Sunday, November 15, 2015

7:04 AM
Symbols and unity are beautiful, elephriends. The author is urging, merely, that we can slow down.

Some of the most hateful and bigoted comments we’ve received today have been from folks, understandably angry, with red-white-blue profile pics. There’s nothing wrong with them, as a symbol of unity and grief and love. But we can do more: and we must. See Jamie’s article below to see what she’s actually urging, as well as the video. ~ ed. 



Original Editor’s note. I read Jamie’s letter, below, earlier today, and asked Jamie if I might share it with you dear elephant readers. We then had the ensuing conversation, which I think underlines her point: there’s nothing wrong with changing your profile picture, of course…but:

Waylon: I haven’t changed my profile for the same reason, more or less. We need to actually walk our talk, not just post colored pictures. Elephant has received so many bigoted comments from hateful people with their photos in red, white and blue today. It means less than nothing, often.

Jamie: Exactly. I understand some people have their reasons for it and it is meaningful to them. I’m not even saying don’t do it. The point is to be mindful of why you’re doing it.

Waylon: Yes, that’s why I said often. It’s not bad, it can mean something, but if it’s just a speedy quick social media tip of the hat, well, better to slow down and feel this tragedy and walk in kindness more fully after doing so.  ~ Ed.


I won’t be adding the French flag filter to my Facebook profile photo.

I’m also not writing condolence and prayer messages on my Facebook feed, tagged with #PrayforParis.

It is not because I don’t care, or that I don’t feel the profound shock and sadness for what has happened.

In fact, it’s because I find it so absolutely awful that I’ve chosen not to engage in this way. I feel that just changing my photo, writing a few words and a hashtag on social media minimizes (even cheapens) the tremendous, horrific reality of what is going on all around the world, not just in Paris. From suffering arises another trendy social media gimmick, another way for us to show the world how “clued in” and “with it” we are.

Why do we change our photos, really? To show solidarity? But what does that even mean and how does a temporary Facebook photo do it? I’m not trying to be provocative, insulting or offensive toward people who have changed their photos. I understand that people have of their own reasons for doing so. In saying this, I’m not saying we shouldn’t participate or that it’s all and only a bad thing.

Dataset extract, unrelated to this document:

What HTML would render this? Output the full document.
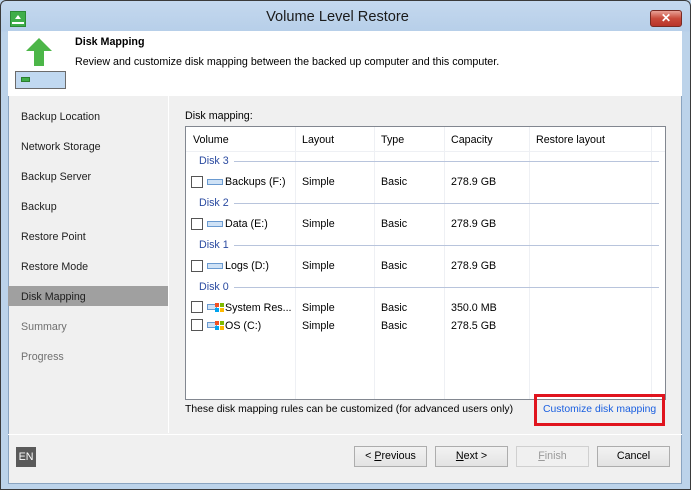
<!DOCTYPE html>
<html><head><style>
*{margin:0;padding:0;box-sizing:border-box}
body{width:691px;height:490px;background:#bcd3ea;font-family:"Liberation Sans",sans-serif;font-size:10.7px;color:#000;position:relative;overflow:hidden}
.abs{position:absolute}
.frame{left:0;top:0;width:691px;height:490px;border:1px solid #3a3a3a;border-radius:6px 6px 0 0;background:linear-gradient(#c4d8ee,#b7cfe9 30px,#bcd3ea 31px)}
.client{left:8px;top:31px;width:674px;height:453px;background:#f0f0f0;border:1px solid #8aa4c0}
.hdr{left:8px;top:31px;width:674px;height:65px;background:#fff}
.nav{left:21px;color:#1e1e1e}
.btn{top:446px;height:21px;border:1px solid #adadad;background:linear-gradient(#f2f2f2,#e3e3e3);text-align:center;line-height:19px}
.th{top:134px}
.disk{color:#2a4aa0}
.line{height:1px;background:#b8c4dc}
.cb{width:12px;height:12px;border:1px solid #555;background:#fff}
</style></head><body>
<div class="abs frame"></div>
<div class="abs" style="left:10px;top:11px;width:16px;height:16px;background:#3fae49;border:1px solid #2c8a35"></div>
<div class="abs" style="left:15px;top:13px;width:6px;height:6px;border-left:3px solid transparent;border-right:3px solid transparent;border-bottom:4px solid #fff"></div>
<div class="abs" style="left:12px;top:22px;width:12px;height:2px;background:#fff"></div>
<div class="abs" style="left:0;top:9px;width:675px;text-align:center;font-size:14.6px;color:#1a1a1a">Volume Level Restore</div>
<div class="abs" style="left:650px;top:10px;width:32px;height:17px;border:1px solid #7a2a22;border-radius:3px;background:linear-gradient(#e8a196,#c94a3a 50%,#b8342a);color:#fff;text-align:center;font-weight:bold;font-size:12px;line-height:15px">✕</div>
<div class="abs client"></div>
<div class="abs hdr"></div>
<svg class="abs" style="left:24px;top:37px" width="30" height="30"><polygon points="15,1 28,14 20,14 20,29 10,29 10,14 2,14" fill="#4cb648"/></svg>
<div class="abs" style="left:15px;top:71px;width:51px;height:18px;border:1px solid #6b6b6b;background:#c0d8f0"></div>
<div class="abs" style="left:21px;top:77px;width:9px;height:5px;background:#3fae49;border:1px solid #2b7e2e"></div>
<div class="abs" style="left:75px;top:36px;font-weight:bold">Disk Mapping</div>
<div class="abs" style="left:75px;top:56px">Review and customize disk mapping between the backed up computer and this computer.</div>
<div class="abs" style="left:168px;top:96px;width:1px;height:337px;background:#fff"></div>
<div class="abs" style="left:8px;top:434px;width:674px;height:1px;background:#fff"></div>
<div class="abs nav" style="top:111px">Backup Location</div>
<div class="abs nav" style="top:141px">Network Storage</div>
<div class="abs nav" style="top:171px">Backup Server</div>
<div class="abs nav" style="top:201px">Backup</div>
<div class="abs nav" style="top:231px">Restore Point</div>
<div class="abs nav" style="top:261px">Restore Mode</div>
<div class="abs" style="left:8px;top:286px;width:160px;height:20px;background:#a0a0a0"></div>
<div class="abs nav" style="top:291px">Disk Mapping</div>
<div class="abs nav" style="top:321px;color:#707070">Summary</div>
<div class="abs nav" style="top:351px;color:#707070">Progress</div>
<div class="abs" style="left:16px;top:447px;width:20px;height:20px;background:#5a5a5a;color:#fff;line-height:20px;text-align:center">EN</div>
<div class="abs" style="left:185px;top:110px">Disk mapping:</div>
<div class="abs" style="left:185px;top:126px;width:481px;height:274px;background:#fff;border:1px solid #828790"></div>
<div class="abs" style="left:295px;top:127px;width:1px;height:272px;background:#eef0f4"></div>
<div class="abs" style="left:374px;top:127px;width:1px;height:272px;background:#eef0f4"></div>
<div class="abs" style="left:444px;top:127px;width:1px;height:272px;background:#eef0f4"></div>
<div class="abs" style="left:529px;top:127px;width:1px;height:272px;background:#eef0f4"></div>
<div class="abs" style="left:651px;top:127px;width:1px;height:272px;background:#eef0f4"></div>
<div class="abs" style="left:186px;top:151px;width:479px;height:1px;background:#eef0f4"></div>
<div class="abs th" style="left:193px">Volume</div>
<div class="abs th" style="left:302px">Layout</div>
<div class="abs th" style="left:381px">Type</div>
<div class="abs th" style="left:451px">Capacity</div>
<div class="abs th" style="left:536px">Restore layout</div>

<div class="abs disk" style="left:199px;top:155px">Disk 3</div><div class="abs line" style="left:234px;top:161px;width:425px"></div>
<div class="abs disk" style="left:199px;top:197px">Disk 2</div><div class="abs line" style="left:234px;top:203px;width:425px"></div>
<div class="abs disk" style="left:199px;top:239px">Disk 1</div><div class="abs line" style="left:234px;top:245px;width:425px"></div>
<div class="abs disk" style="left:199px;top:281px">Disk 0</div><div class="abs line" style="left:234px;top:287px;width:425px"></div>

<div class="abs cb" style="left:191px;top:176px"></div><div class="abs" style="left:207px;top:179px;width:16px;height:6px;border:1px solid #6a9ad0;background:#cfe2f6"></div><div class="abs" style="left:225px;top:176px">Backups (F:)</div>
<div class="abs cb" style="left:191px;top:218px"></div><div class="abs" style="left:207px;top:221px;width:16px;height:6px;border:1px solid #6a9ad0;background:#cfe2f6"></div><div class="abs" style="left:225px;top:218px">Data (E:)</div>
<div class="abs cb" style="left:191px;top:260px"></div><div class="abs" style="left:207px;top:263px;width:16px;height:6px;border:1px solid #6a9ad0;background:#cfe2f6"></div><div class="abs" style="left:225px;top:260px">Logs (D:)</div>
<div class="abs cb" style="left:191px;top:301px"></div><div class="abs" style="left:207px;top:304px;width:10px;height:6px;border:1px solid #6a9ad0;background:#cfe2f6"></div><svg class="abs" style="left:215px;top:303px" width="9" height="9"><rect x="0" y="0" width="4" height="4" fill="#f25022"/><rect x="5" y="0" width="4" height="4" fill="#7fba00"/><rect x="0" y="5" width="4" height="4" fill="#00a4ef"/><rect x="5" y="5" width="4" height="4" fill="#ffb900"/></svg><div class="abs" style="left:225px;top:302px">System Res...</div>
<div class="abs cb" style="left:191px;top:319px"></div><div class="abs" style="left:207px;top:322px;width:10px;height:6px;border:1px solid #6a9ad0;background:#cfe2f6"></div><svg class="abs" style="left:215px;top:321px" width="9" height="9"><rect x="0" y="0" width="4" height="4" fill="#f25022"/><rect x="5" y="0" width="4" height="4" fill="#7fba00"/><rect x="0" y="5" width="4" height="4" fill="#00a4ef"/><rect x="5" y="5" width="4" height="4" fill="#ffb900"/></svg><div class="abs" style="left:225px;top:320px">OS (C:)</div>

<div class="abs" style="left:302px;top:176px">Simple</div><div class="abs" style="left:381px;top:176px">Basic</div><div class="abs" style="left:451px;top:176px">278.9 GB</div>
<div class="abs" style="left:302px;top:218px">Simple</div><div class="abs" style="left:381px;top:218px">Basic</div><div class="abs" style="left:451px;top:218px">278.9 GB</div>
<div class="abs" style="left:302px;top:260px">Simple</div><div class="abs" style="left:381px;top:260px">Basic</div><div class="abs" style="left:451px;top:260px">278.9 GB</div>
<div class="abs" style="left:302px;top:302px">Simple</div><div class="abs" style="left:381px;top:302px">Basic</div><div class="abs" style="left:451px;top:302px">350.0 MB</div>
<div class="abs" style="left:302px;top:320px">Simple</div><div class="abs" style="left:381px;top:320px">Basic</div><div class="abs" style="left:451px;top:320px">278.5 GB</div>

<div class="abs" style="left:185px;top:404px;font-size:10.4px">These disk mapping rules can be customized (for advanced users only)</div>
<div class="abs" style="left:534px;top:394px;width:131px;height:32px;border:3px solid #e0141e"></div>
<div class="abs" style="left:543px;top:404px;color:#1a5fe0;font-size:10.4px">Customize disk mapping</div>

<div class="abs btn" style="left:354px;width:73px">&lt; <u>P</u>revious</div>
<div class="abs btn" style="left:435px;width:73px"><u>N</u>ext &gt;</div>
<div class="abs btn" style="left:516px;width:73px;color:#9a9a9a;border-color:#d0d0d0;background:#f0f0f0"><u>F</u>inish</div>
<div class="abs btn" style="left:597px;width:73px">Cancel</div>
</body></html>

Personally, my own Facebook settings are highly private, so only my friends see my posts. For me to change my profile photo or make a statement will only be seen by my friends; I don’t think I need to prove my stance, solidarity or affiliations among people I call my friends. The people I know in Paris—or any other place that is hit by tragedy—are in my thoughts and in my messages; I just don’t feel the need to broadcast this to the world. I’ve found ways to reach out to them directly to find out how they are, and offer support in whatever way they need now. This is my way of responding to a conflict that I feel is more meaningful than merely changing my photo. Again, just because my profile pic remains un-filtered, doesn’t mean I don’t care or that I’m not engaged.

A large part of my work now involves reading about and researching the violence that is implicit in our everyday lives, the insiduous harm that is done to people just like you and me in every corner of the world—in first or third worlds, in peaceful cities or conflict-ridden states, to every class, race, gender, sexuality, ability and age.

Every day, as I sit with the reality of all this violence, I wonder what it would feel like to have a truly equal, peaceful, respectful, loving world; and how we can begin to make that happen in our own small sleepy villages or heaving city centres, wherever we call home and whatever may be happening there.

I believe that’s the question we should be asking every single day if we really want to do something to show solidarity and support for France, Iraq, Lebanon, Turkey, the refugees, Syria, Palestine, the Yazidi community, the Nigerian girls, the shootings in the U.S., the Nepal earthquake victims, the women in your neighbourhood who risk assault every time they leave their homes, the young girls destroying their bodies trying to fit into the world.

Let me be clear again that I’m not saying you shouldn’t change your photo, or post a prayer for Paris (or anywhere else). By all means do. But please don’t let it stop at that. Please don’t just get swept up in a social media frenzy and do it because it “looks good” or “feels” like the right thing to do. Pause for a moment just to ask what it means to you to filter your pictures and hashtag your posts: What do you hope to achieve with it and will you be able to achieve it fully in this way? Would you also change your photo if there had been an option for Lebanon, Kenya, Nigeria, Turkey, Palestine…or any other country in the world that suffered just as incredible a loss, even if you’d never heard of the place?

Why or why not?

What else could you be doing—whether or not the news is filled with distressing headlines—that would be (more) meaningful, bring about tangible support, in your world right now?

Please let those millions of lives lost in conflict be worth more than a quickie photo change or an easy hashtagged prayer.

Let them be the reason you do something different and really kind today, to share support and effect change for even a single person.